Carlos Reis, natural do Porto, chegou ao município de Ílhavo ainda bebé e com apenas 16 anos embarcou pela primeira vez para o Canadá. Passou por três barcos distintos e chegou a embarcar no mítico Navio Santo André, agora também ele um museu. Vindo de uma família pobre e sendo o filho mais velho, não teve outra opção senão ir para o mar para trazer algum dinheiro para casa.
“Eu era miúdo e descendente de uma família muito pobre e o meu pai faleceu e eu era o mais velho da casa, então só havia uma solução, tentar ir ganhar algum dinheiro para a casa.
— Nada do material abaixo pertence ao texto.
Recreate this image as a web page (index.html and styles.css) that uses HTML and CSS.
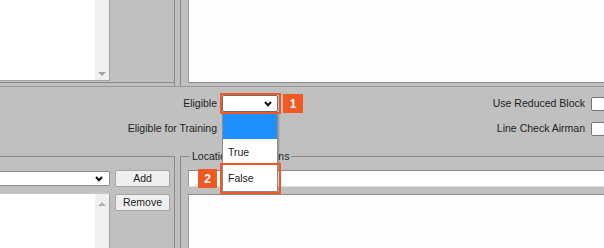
FILE: index.html
```html
<!DOCTYPE html>
<html>
<head>
<meta charset="utf-8">
<link rel="stylesheet" href="styles.css">
</head>
<body>
<div class="page">
  <div class="top">
    <div class="tl">
      <div class="tl-inner">
        <div class="listbox lb-top">
          <div class="sb sb-down"><span class="arr-down"></span></div>
        </div>
      </div>
    </div>
    <div class="tr">
      <div class="textarea"></div>
    </div>
  </div>

  <div class="middle">
    <div class="lbl">Eligible</div>
    <div class="ctl">
      <div class="sel">
        <svg width="8" height="6" viewBox="0 0 8 6"><polyline points="1,1 4,4.2 7,1" fill="none" stroke="#111" stroke-width="2"/></svg>
      </div>
    </div>
    <div class="spacer"></div>
    <div class="lbl">Use Reduced Block</div>
    <div class="chk"><span class="cb"></span></div>

    <div class="lbl">Eligible for Training</div>
    <div class="ctl"><span class="cb"></span></div>
    <div class="spacer"></div>
    <div class="lbl">Line Check Airman</div>
    <div class="chk"><span class="cb"></span></div>
  </div>

  <div class="bottom">
    <div class="bl">
      <div class="bl-row">
        <div class="bl-sel">
          <svg width="8" height="6" viewBox="0 0 8 6"><polyline points="1,1 4,4.2 7,1" fill="none" stroke="#111" stroke-width="2"/></svg>
        </div>
        <button class="btn">Add</button>
      </div>
      <div class="bl-row2">
        <div class="listbox lb-bottom">
          <div class="sb sb-up"><span class="arr-up"></span></div>
        </div>
        <button class="btn btn-remove">Remove</button>
      </div>
    </div>
    <div class="br">
      <span class="legend">Location Restrictions</span>
      <div class="inp"></div>
      <div class="br-list"></div>
    </div>
  </div>

  <div class="dd">
    <div class="opt opt-on"></div>
    <div class="opt">True</div>
    <div class="opt">False</div>
  </div>
  <div class="hl hl1"></div>
  <div class="hl hl2"></div>
  <div class="badge b1">1</div>
  <div class="badge b2">2</div>
</div>
</body>
</html>
```

FILE: styles.css
```css
html, body {
  margin: 0;
  padding: 0;
}
body {
  background: #c0c0c0;
  font-family: "Liberation Sans", Arial, sans-serif;
  font-size: 10.5px;
  color: #222;
  width: 604px;
  height: 248px;
  overflow: hidden;
}
.page {
  position: relative;
  width: 604px;
  height: 248px;
  overflow: hidden;
}

/* top row */
.top {
  display: flex;
  height: 86px;
}
.tl {
  width: 174px;
  border-right: 1px solid #888;
  flex: none;
}
.tl-inner {
  height: 82px;
  border-bottom: 1px solid #888;
}
.listbox {
  background: #fff;
  display: flex;
  justify-content: flex-end;
  box-sizing: border-box;
}
.lb-top {
  width: 110px;
  height: 81px;
  border-right: 1px solid #a4a4a4;
  border-bottom: 1px solid #a4a4a4;
}
.sb {
  width: 14px;
  background: #f0f0f0;
  display: flex;
  flex-direction: column;
  align-items: center;
}
.sb-down {
  justify-content: flex-end;
  padding-bottom: 4px;
  box-sizing: border-box;
}
.sb-up {
  padding-top: 8px;
  box-sizing: border-box;
}
.arr-down {
  width: 0;
  height: 0;
  border-left: 4px solid transparent;
  border-right: 4px solid transparent;
  border-top: 4px solid #a3a3a3;
}
.arr-up {
  width: 0;
  height: 0;
  border-left: 4px solid transparent;
  border-right: 4px solid transparent;
  border-bottom: 4px solid #b0b0b0;
}
.tr {
  flex: 1;
  margin-left: 5px;
  border-left: 1px solid #888;
  padding-left: 7px;
}
.textarea {
  height: 82px;
  background: #fdfdfd;
  border-left: 1px solid #9a9a9a;
  border-bottom: 1px solid #888;
}

/* middle */
.middle {
  box-sizing: border-box;
  height: 70px;
  border-top: 1px solid #999;
  padding-top: 8px;
  display: grid;
  grid-template-columns: 217px 61px 1fr auto 19px;
  grid-template-rows: 17px 17px;
  row-gap: 8px;
  align-items: center;
}
.lbl {
  text-align: right;
  white-space: nowrap;
  line-height: 13px;
}
.ctl {
  padding-left: 5px;
  display: flex;
  align-items: center;
}
.chk {
  padding-left: 6px;
  display: flex;
  align-items: center;
}
.sel {
  width: 56px;
  height: 17px;
  box-sizing: border-box;
  border: 1px solid #6f6f6f;
  border-radius: 2px;
  background: #fff;
  display: flex;
  align-items: center;
  justify-content: flex-end;
  padding-right: 5px;
}
.cb {
  display: block;
  width: 14px;
  height: 14px;
  box-sizing: border-box;
  border: 1px solid #767676;
  border-radius: 2px;
  background: #fff;
  flex: none;
}

/* bottom */
.bottom {
  display: flex;
  height: 92px;
}
.bl {
  width: 174px;
  flex: none;
  border-top: 1px solid #888;
  border-right: 1px solid #888;
  padding-top: 13px;
}
.bl-row {
  display: flex;
  align-items: center;
  height: 17px;
  gap: 5px;
}
.bl-sel {
  width: 110px;
  height: 15px;
  box-sizing: border-box;
  background: #fff;
  border: 1px solid #8a8a8a;
  border-left: none;
  border-radius: 0 2px 2px 0;
  display: flex;
  align-items: center;
  justify-content: flex-end;
  padding-right: 6px;
}
.btn {
  width: 55px;
  height: 17px;
  box-sizing: border-box;
  margin: 0;
  padding: 0;
  background: #efefef;
  border: 1px solid #a6a6a6;
  border-radius: 2px;
  font-family: "Liberation Sans", Arial, sans-serif;
  font-size: 10.5px;
  color: #222;
  line-height: 15px;
}
.bl-row2 {
  display: flex;
  align-items: flex-start;
  gap: 5px;
  margin-top: 6px;
}
.lb-bottom {
  width: 110px;
  height: 60px;
  border-top: 1px solid #c8c8c8;
  border-right: 1px solid #a4a4a4;
}
.btn-remove {
  margin-top: 1px;
}
.br {
  flex: 1;
  margin-left: 5px;
  border-top: 1px solid #888;
  border-left: 1px solid #888;
}
.legend {
  display: block;
  width: fit-content;
  margin-top: -7px;
  margin-left: 9px;
  padding: 0 2px;
  background: #c0c0c0;
  line-height: 13px;
  white-space: nowrap;
}
.inp {
  margin-top: 7px;
  margin-left: 7px;
  height: 17px;
  box-sizing: border-box;
  background: #fff;
  border-top: 1px solid #888;
  border-left: 1px solid #999;
  border-bottom: 1px solid #dcdcdc;
}
.br-list {
  margin-top: 7px;
  margin-left: 7px;
  height: 60px;
  background: #fdfdfd;
  border-top: 1px solid #8a8a8a;
  border-left: 1px solid #999;
}

/* overlays: open dropdown and annotations */
.dd {
  position: absolute;
  left: 222px;
  top: 112px;
  width: 56px;
  box-sizing: border-box;
  border: 1px solid #8a8a8a;
  background: #fff;
  box-shadow: 1px 1px 2px rgba(0, 0, 0, 0.25);
}
.opt {
  height: 26px;
  line-height: 26px;
  padding-left: 5px;
  color: #222;
}
.opt-on {
  background: #1e90ff;
}
.hl {
  position: absolute;
  box-sizing: border-box;
  border: 2px solid #f05a22;
}
.hl1 {
  left: 220px;
  top: 93px;
  width: 61px;
  height: 21px;
}
.hl2 {
  left: 220px;
  top: 163px;
  width: 61px;
  height: 31px;
}
.badge {
  position: absolute;
  background: #f05a22;
  color: #fff;
  font-family: "Liberation Sans", Arial, sans-serif;
  font-weight: bold;
  font-size: 12px;
  display: flex;
  align-items: center;
  justify-content: center;
}
.b1 {
  left: 283px;
  top: 94px;
  width: 20px;
  height: 19px;
}
.b2 {
  left: 198px;
  top: 169px;
  width: 19px;
  height: 19px;
}
```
E foi assim a minha primeira viagem, em 1972, e foi a partir daí que eu depois segui a vida do mar até 1985.”
O bacalhoeiro conta que dentro do navio havia diferentes cargos e profissões e que, à medida que o tempo passava e a experiência aumentava, era possível subir de patamar.
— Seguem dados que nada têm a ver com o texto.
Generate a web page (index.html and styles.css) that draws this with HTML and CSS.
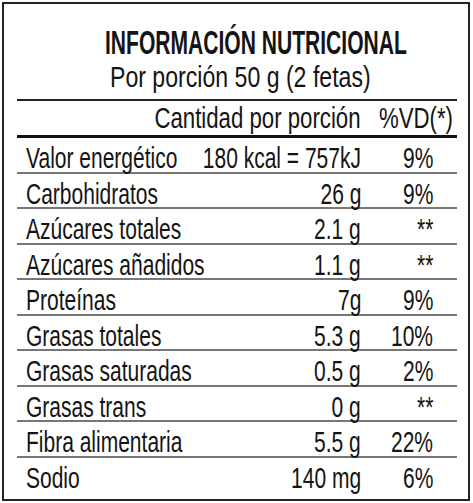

“Uns já iam com profissão definida, principalmente os que eram ajudantes de máquinas já tinham passado por oficinas, e depois lá iam subindo de patamar. Nós, pescadores, começávamos como moços, passávamos para verdes, aqueles diversos nomes até aprender uma profissão e depois seguíamos para cima, até chegar a contramestre.”
Nos 13 anos que andou no mar, Carlos Reis foi de moço a mestre de salga. Nas suas viagens de longos meses, o pescador teve alguns percalços. “Estive muito próximo de naufragar mais do que uma vez. Às vezes com fogos a bordo, que acabámos por apagar e resolver a situação. Também um grande susto quando estávamos para embarcar para Portugal de regresso, já estávamos dentro do navio, descobrimos que o barco na proa estava todo partido devido ao gelo.”
A vida no mar não era fácil e o convívio entre companheiros tornava-se aborrecido. Por se passar muito tempo no barco, já se sabiam todas as histórias. “É como eu digo, aquilo era um manicómio flutuante, ao fim de um mês já sabíamos as histórias uns dos outros, por isso havia pouco para contar, só melhorava quando íamos a terra abastecer. Aí já trazíamos novas histórias para bordo. De resto era o quotidiano, era aquilo.”
Carlos relembra que até havia violência dentro do barco. O pescador fala em situações injustas entre os mais velhos e com cargos superiores e os mais novos aprendizes. O antigo bacalhoeiro deixou, a certa altura, a pesca do bacalhau, mas continua até hoje nas águas.
“Mesmo assim ainda não deixei o mar, fui para a pesca, ainda não estava satisfeito, fui para África. Fui para o Senegal, na pesca do camarão, estive na Guiné-Bissau, fiz aquela zona toda, mas depois disse: 'Acabou'. Mas aí está a tal coisa: continuo na água, sou mestre de tráfego local nos barcos moliceiros.”
Carlos até hoje não deixa o mar, continua a ter sonhos com os tempos de pesca do bacalhau e recorda agora muitas memórias que ficam sempre presentes. O pescador lembra a importância do Museu Marítimo de Ílhavo para a zona e para os próprios pescadores.
Este sábado, é dia de voltar a visitar o aquário que agora reabre com 23 bacalhaus.